Gerald Quain farms on, or very near, the previously chosen corridor in Creggane / Colmanswell on the Limerick side of Charleville.

“There’s no question but that farmers in the north Cork and south Limerick areas who are on the route now find themselves in a kind of limbo where they are unable to plan or commit to their farming ventures until they know the actual route envisaged and the various sub-options around that. We’re ‘on hold’ in terms of how we’ll be farming and farming, as everyone should know, is all about planning ahead.

“Detailed route plans have to be made as quickly as possible and then those plans have to communicated to the farmers concerned – without prejudice to their rights – and with every respect for the individual landowners.

“I’ll conclude by pointing out that this south Limerick-north Cork region probably accounts for 15% to 20% of all the milk produced in the state – it’s the heart of the Golden Vale and probably the best natural milk-producing region in the EU – this isn’t any kind of low value waste ground or scrub that we’re talking about here,” said Mr Quain.

After Minister Donohoe’s comments on Friday where he said the M20 is a “top priority”,  Dr James Ring, Limerick Chamber chief executive, said he would be interested to see timescales.

“We cannot rest up just yet. It's all well and good to say we are going to build a road. Obviously I’m aware of the fact that the routes may be have to be looked at again.
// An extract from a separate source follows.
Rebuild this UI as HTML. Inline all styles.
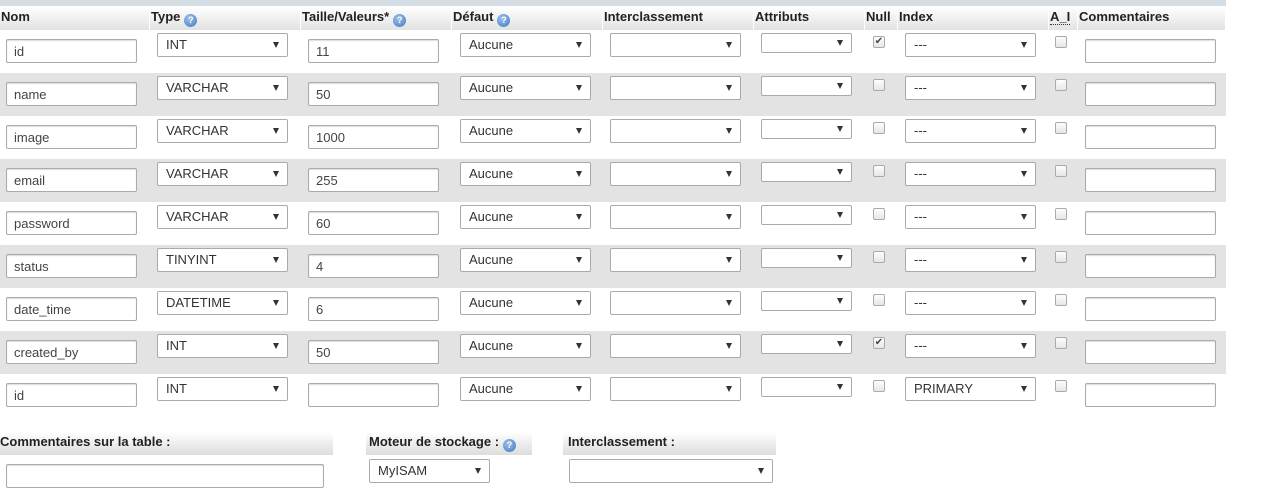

This time last year it wasn’t on the agenda at all. It is a priority which is great to hear. But in terms of a timescale, we want it to happen as soon as possible. We cannot afford to wait five or ten years for this to start.

“It’s worth noting we are meeting with the secretary general in the department this month to discuss, not just the M20 but to discuss transport infrastructure in general. But we will be relaying to him just how important it is that this road starts as fast as possible,” said Dr Ring.